Following a mysterious incident in Norway, Botan is tasked with recovering the shards alongside Kuruma, a self-proclaimed top agent from Japan. Their search puts them at odds with intelligence agents and spies from other countries who are all competing to obtain the shards for their own purposes.

==Characters==
===Japan Safety and Promotion Company===
- Botan Negoro (根来 牡丹, Negoro Botan)

- Kuruma (クルマ, Kuruma) / Kuruma Tanaka (田中 車, Tanaka Kuruma)

- Ryūnosuke Takamatsu (高松隆之介, Takamatsu Ryūnosuke)

- Kyōhei Himi (氷見 恭平, Himi Kyōhei)

- Kensuke Toriumi (鳥海賢介, Toriumi Kensuke)

===Central Intelligence Agency===
- Mickey Miller (ミッキー・ミラー, Mikkī Mirā)

- Oliver Thornton (オリバー・ソーントン, Oribā Sōnton)

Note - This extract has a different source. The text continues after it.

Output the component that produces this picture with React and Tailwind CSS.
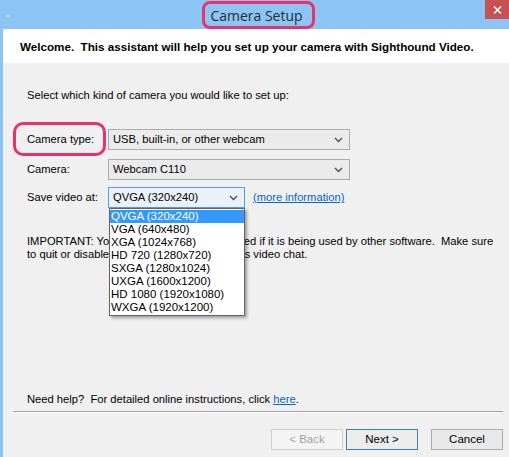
import { useState } from 'react';

const resolutions = [
  'QVGA (320x240)',
  'VGA (640x480)',
  'XGA (1024x768)',
  'HD 720 (1280x720)',
  'SXGA (1280x1024)',
  'UXGA (1600x1200)',
  'HD 1080 (1920x1080)',
  'WXGA (1920x1200)',
];

const Chevron = () => (
  <svg width="9" height="6" viewBox="0 0 9 6" className="shrink-0">
    <polyline points="1,1 4.5,4.5 8,1" fill="none" stroke="#4d4d4d" strokeWidth="1.3" />
  </svg>
);

const Combo = ({ value, width, focused }) => (
  <div
    className={`h-[21px] flex items-center justify-between pl-[4px] pr-[6px] border ${
      focused ? 'border-[#569de5] bg-[#eaf1f9]' : 'border-[#acacac] bg-[#ebebeb]'
    } ${width}`}
  >
    <span className="leading-none">{value}</span>
    <Chevron />
  </div>
);

const Button = ({ children, disabled, primary }) => (
  <button
    className={`w-[72px] h-[21px] border text-[11.5px] leading-none ${
      disabled
        ? 'border-[#cfcfcf] bg-[#f4f4f4] text-[#a3a3a3]'
        : primary
        ? 'border-[#3c7fb1] bg-[#ececec] text-black'
        : 'border-[#adadad] bg-[#e9e9e9] text-black'
    }`}
  >
    {children}
  </button>
);

export default function App() {
  const [selected] = useState(0);

  return (
    <div className="w-[509px] h-[457px] overflow-hidden bg-[#8cc5f5] flex flex-col font-['Liberation_Sans',Arial,sans-serif] text-black">
      {/* Title bar */}
      <div className="relative h-[29px] shrink-0 flex items-center justify-center">
        <span className="absolute left-[7px] top-[15px] w-[2px] h-[2px] bg-white rounded-full" />
        <span className="text-[14px] text-[#2b2b2b] font-['Open_Sans',sans-serif] pt-[1px] pl-[4px]">Camera Setup</span>
        <span className="absolute left-[202px] top-[1px] w-[113px] h-[28px] rounded-[8px] border-[3px] border-[#e6336b]" />
        <div className="absolute right-0 top-0 w-[24px] h-[19px] bg-[#c75050] flex items-center justify-center">
          <svg width="9" height="8" viewBox="0 0 9 8">
            <path d="M1 0.5 L8 7.5 M8 0.5 L1 7.5" stroke="white" strokeWidth="1.6" />
          </svg>
        </div>
      </div>

      {/* Window body */}
      <div className="flex-1 ml-[3px] bg-[#f0f0f0] flex flex-col text-[11.2px]">
        <div className="h-[34px] shrink-0 bg-white flex items-center pl-[17px] pt-[2px] font-bold text-[11.65px]">
          Welcome.&nbsp; This assistant will help you set up your camera with Sighthound Video.
        </div>

        <div className="flex-1 flex flex-col pl-[24px]">
          <p className="mt-[26px] leading-[13px]">Select which kind of camera you would like to set up:</p>

          <div className="relative mt-[27px] flex items-center">
            <span className="w-[81px]">Camera type:</span>
            <Combo value="USB, built-in, or other webcam" width="w-[242px]" />
            <span className="absolute left-[-14px] top-[-7px] w-[93px] h-[34px] rounded-[10px] border-[3px] border-[#e6336b]" />
          </div>

          <div className="mt-[9px] flex items-center">
            <span className="w-[81px]">Camera:</span>
            <Combo value="Webcam C110" width="w-[242px]" />
          </div>

          <div className="relative mt-[7px] flex items-center">
            <span className="w-[81px]">Save video at:</span>
            <Combo value={resolutions[selected]} width="w-[137px]" focused />
            <a className="ml-[8px] text-[#0066cc] underline">(more information)</a>

            {/* Open dropdown list */}
            <ul className="absolute left-[82px] top-[21px] w-[136px] bg-white border border-[#646464] shadow-[2px_2px_3px_rgba(0,0,0,0.35)] z-10 py-[1px] text-[11.5px]">
              {resolutions.map((r, i) => (
                <li
                  key={r}
                  className={`h-[13px] leading-[13px] pl-[1px] ${
                    i === selected ? 'bg-[#3399ff] text-white' : ''
                  }`}
                >
                  {r}
                </li>
              ))}
            </ul>
          </div>

          <p className="mt-[27px] leading-[12.5px] whitespace-nowrap">
            IMPORTANT: Your webcam can't be accessed if it is being used by other software.&nbsp; Make sure
            <br />
            to quit or disable other camera apps, such as video chat.
          </p>

          <p className="mt-auto leading-[13px]">
            Need help?&nbsp; For detailed online instructions, click{' '}
            <a className="text-[#0066cc] underline">here</a>.
          </p>

          <div className="mt-[5px] ml-[-14px] mr-[6px] border-t border-[#a0a0a0] border-b border-b-white" />

          <div className="mt-[16px] mb-[7px] mr-[6px] flex justify-end">
            <Button disabled>&lt; Back</Button>
            <div className="ml-[3px]">
              <Button primary>Next &gt;</Button>
            </div>
            <div className="ml-[13px]">
              <Button>Cancel</Button>
            </div>
          </div>
        </div>
      </div>
    </div>
  );
}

- Lily Steinem (リリー・スタイネム, Rirī Sutainemu)

===Allies===
- Jingo Negoro (根来 甚吾, Negoro Jingo)

===Small House===
- Pino (ピノ)

- Elmo (エルモ, Erumo)

==Media==
===Manga===
Tesla Note, written by Masafumi Nishida and Tadayoshi Kubo and illustrated by Kouta Sannomiya, was serialized in Kodansha's Weekly Shōnen Magazine from January 6 to July 7, 2021. The manga was then transferred to Magazine Pocket on August 4, 2021, and finished on April 13, 2022. Kodansha collected its 58 individual chapters into seven tankōbon volumes, released between April 16, 2021, and June 17, 2022.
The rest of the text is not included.